Sergei Prokofiev


Born:
  April 27, 1891 – Sontsovka, Russian Empire (Ukraine)

Died: March 5, 1953 – Moscow, USSR

 

Inspired by his mother’s piano playing Sergei Prokofiev wrote his first piano piece, an “Indian Gallop”, at the age of five. His first opera, The Giant, premiered at his uncle’s house in 1899 – he was nine years old! At eleven under the tutelage of Rheinhold Glière he attempted to write his first symphony.

He went on to write 9 more operas, 6 more symphonies, 9 Ballets, 8 Film scores, 4 theatre scores, 11 concerti (6 piano, 2 violin, 3 cello), 11 piano sonatas, 6 chamber pieces, 9 cantatas, and innumerable choral, instrumental and orchestral suites based on larger pieces he had written.

Though he forged a career in the West from 1918 until 1936 Prokofiev was never content living outside Russia. His early triumphs, The Love of Three Oranges, The Prodigal Son, the Piano Concerto #3 had brought him some success but his role as a concert pianist overshadow his work as a composer outside of the Soviet Union.

In 1925 Stalin was in desperate need of celebrities and began to court artists who had left in the early years of the Revolution. Prokofiev had never thought of his time in the West as permanent and knew that eventually he would return home. However his wife Lina was Spanish, he had two sons born in Paris and he realized that the Soviet Union was not a free society. But by 1936 homesickness and the tempting promises of commissions, performances, royalties, a fine apartment, a chauffeur and freedom of travel convinced him to move to Moscow with his family. He made his pact with the Devil. It was one that he lived to regret, as within a year many of those promises had been broken.

Prokofiev was an avid master chess player.
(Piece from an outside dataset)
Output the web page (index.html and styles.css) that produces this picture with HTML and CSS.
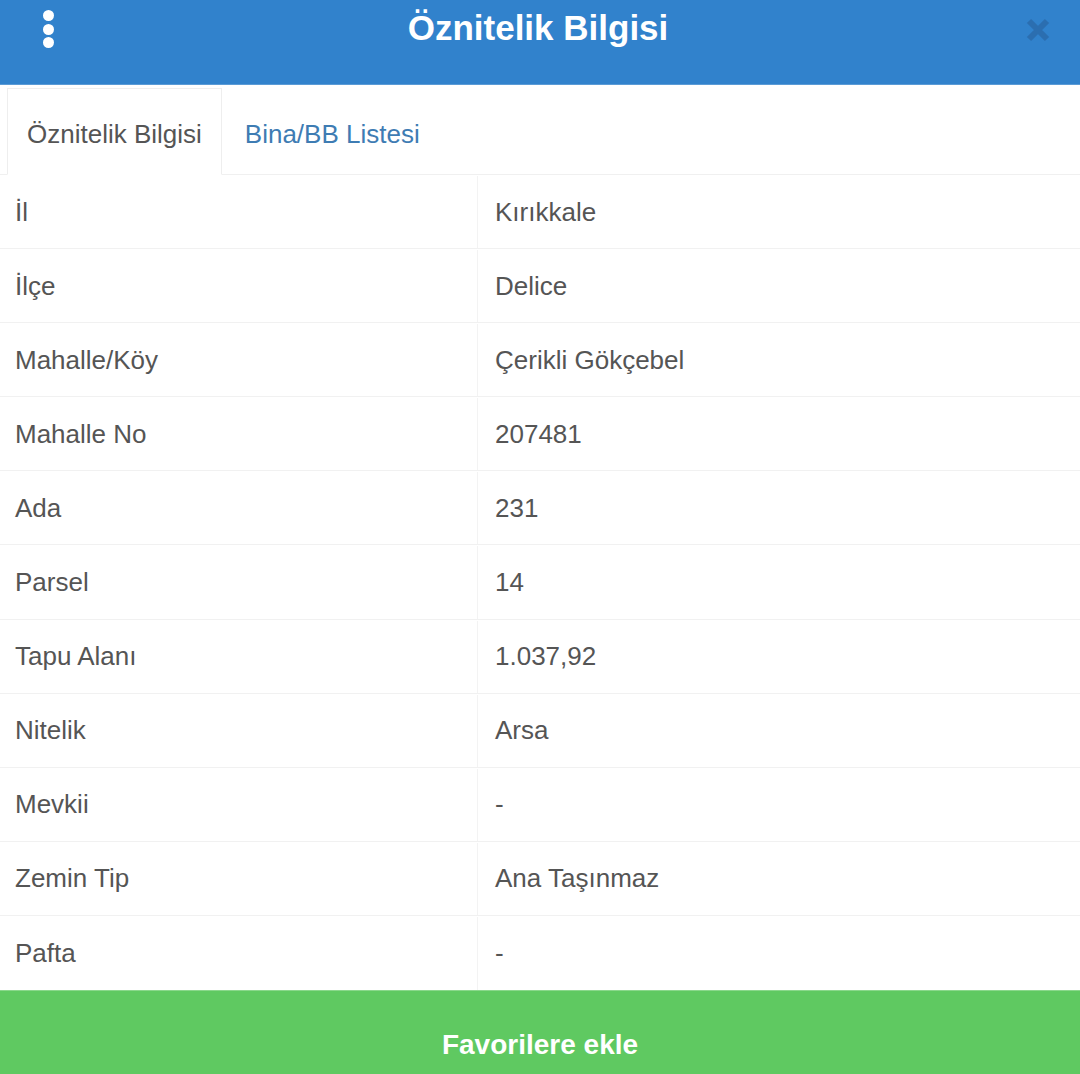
FILE: index.html
```html
<!DOCTYPE html>
<html lang="tr">
<head>
<meta charset="utf-8">
<title>Öznitelik Bilgisi</title>
<link rel="stylesheet" href="styles.css">
</head>
<body>
<div class="app">
  <header class="topbar">
    <div class="menu">
      <span class="dot"></span><span class="dot"></span><span class="dot"></span>
    </div>
    <h1 class="title">Öznitelik Bilgisi</h1>
    <div class="close">
      <svg width="26" height="26" viewBox="0 0 26 26"><path d="M4 4 L22 22 M22 4 L4 22" stroke="#2b6cae" stroke-width="6" stroke-linecap="butt"/></svg>
    </div>
  </header>
  <nav class="tabs">
    <div class="tab active">Öznitelik Bilgisi</div>
    <div class="tab">Bina/BB Listesi</div>
  </nav>
  <div class="rows">
    <div class="row"><div class="label">İl</div><div class="value">Kırıkkale</div></div>
    <div class="row"><div class="label">İlçe</div><div class="value">Delice</div></div>
    <div class="row"><div class="label">Mahalle/Köy</div><div class="value">Çerikli Gökçebel</div></div>
    <div class="row"><div class="label">Mahalle No</div><div class="value">207481</div></div>
    <div class="row"><div class="label">Ada</div><div class="value">231</div></div>
    <div class="row"><div class="label">Parsel</div><div class="value">14</div></div>
    <div class="row"><div class="label">Tapu Alanı</div><div class="value">1.037,92</div></div>
    <div class="row"><div class="label">Nitelik</div><div class="value">Arsa</div></div>
    <div class="row"><div class="label">Mevkii</div><div class="value">-</div></div>
    <div class="row"><div class="label">Zemin Tip</div><div class="value">Ana Taşınmaz</div></div>
    <div class="row"><div class="label">Pafta</div><div class="value">-</div></div>
  </div>
  <button class="fav">Favorilere ekle</button>
</div>
</body>
</html>
```
FILE: styles.css
```css
html, body {
  margin: 0;
  padding: 0;
  background: #ffffff;
  overflow: hidden;
}
body {
  font-family: "Liberation Sans", Arial, sans-serif;
  color: #555555;
}
.app {
  width: 1080px;
  height: 1074px;
  display: flex;
  flex-direction: column;
}
.topbar {
  height: 85px;
  box-sizing: border-box;
  background: #3182cc;
  border-bottom: 1px solid #5b9bd6;
  display: grid;
  grid-template-columns: 96px 1fr 100px;
  align-items: start;
}
.menu {
  height: 58px;
  display: flex;
  flex-direction: column;
  align-items: center;
  justify-content: center;
  gap: 2.5px;
}
.dot {
  width: 11px;
  height: 11px;
  border-radius: 50%;
  background: #ffffff;
}
.title {
  margin: 0;
  height: 58px;
  line-height: 56px;
  text-align: center;
  color: #ffffff;
  font-size: 35px;
  font-weight: bold;
}
.close {
  height: 60px;
  display: flex;
  align-items: center;
  justify-content: flex-start;
  padding-left: 45px;
  opacity: 0.9;
}
.tabs {
  display: flex;
  padding: 3px 0 0 7px;
  border-bottom: 1px solid #f0f0f0;
}
.tab {
  padding: 0 19px;
  height: 86px;
  line-height: 90px;
  font-size: 26px;
  color: #3e7cb3;
  box-sizing: border-box;
  border: 1px solid transparent;
}
.tab.active {
  color: #555555;
  border-color: #eeeeee;
  border-bottom-color: #ffffff;
  margin-bottom: -1px;
  height: 87px;
  background: #ffffff;
}
.tab + .tab {
  margin-left: 3px;
}
.rows {
  display: flex;
  flex-direction: column;
}
.row {
  display: grid;
  grid-template-columns: 477px 1fr;
  height: 74.1px;
  border-bottom: 1px solid #f1f1f1;
  box-sizing: border-box;
  font-size: 26px;
  padding-top: 1px;
}
.row:last-child {
  border-bottom: none;
}
.label {
  padding-left: 15px;
  display: flex;
  align-items: center;
}
.value {
  padding-left: 17px;
  display: flex;
  align-items: center;
  border-left: 1px solid #f3f3f3;
}
.fav {
  margin-top: auto;
  height: 84px;
  width: 100%;
  border: none;
  border-top: 1px solid #8ad88b;
  background: #5fc961;
  color: #ffffff;
  font-family: "Liberation Sans", Arial, sans-serif;
  font-size: 28px;
  font-weight: bold;
  padding: 25px 0 0;
  line-height: 36px;
  box-sizing: border-box;
}
```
In 1937 the Central Art Workers’ Club hosted a tournament between the composer and violinist David Oistrakh, another chess enthusiast. Ten matches were scheduled but after the seventh Oistrakh conceded victory to Prokofiev. The victor won the Club Cup and the loser had to give a concert for the Club.

From 1944 to 1958 one of the most popular shows on American radio was introduced by the March from The Love for Three Oranges. Somehow the irony of The FBI in Peace and War using a work by a Communist composer as its theme was lost on the CBS executives and radio audience alike.  And double irony that it was nicknamed The FBI March and became a favourite of high school bands throughout the U.S. during the Cold War.

Prokofiev scored Alexander Nevsky (1938), Sergei Eisenstein’s first sound picture, and went on to create the music for his Ivan the Terrible (1942-6). They were true collaborations: some of the footage was shot to Prokofiev’s score and some of the score was composed to Eisenstein’s footage. The filmmaker observed that Prokofiev was able to grasp the emotional mood, rhythm, and structure of a scene immediately and produce scoring the next day. Both pieces have been reworked into oratorios: Nevsky by the composer in 1939 and Ivan by his assistant Levon Atovmyan in 1961.

Peter and the Wolf is Prokofiev’s most performed and recorded work and one of the most performed pieces of classical music in the world. This ‘symphonic fairy tale for children’ was intended to introduce them to the instruments of the orchestra and as Soviet propaganda for the virtues of becoming a Young Pioneer! The Boston Symphony Orchestra under Serge Koussevitzky first recorded it in 1939. There are currently 60 recordings in the catalogue; amongst the narrators are Eleanor Roosevelt, Captain Kangaroo, David Bowie, Sharon Stone, Mikhail Gorbachev with Sophia Loren and Bill Clinton, Alice Cooper and Dave Tennant.

The report of Prokofiev’s death on March 5, 1953 appeared on page 116 of the March 8th edition of the Musicians’ Union newspaper. The preceding 115 pages were taken up with hymns of praise and threnodies of grief for Josef Stalin who had died the same day. Prokofiev lived near Red Square and it was impossible for the small group of mourners to navigate the streets because of the millions of people determined to see Stalin lying in state. No flowers were available to dress the coffin – they had all been commandeered for the Leader’s funeral – but neighbours donated potted plants.

His estranged wife Lina was serving a sentence in the Gulag and found out about his death weeks later when Government radio broadcast a programme of his music.  A letter from their son telling her of her husband’s death reached her months later but oddly with the reference to Stalin’s death the same day blacked out.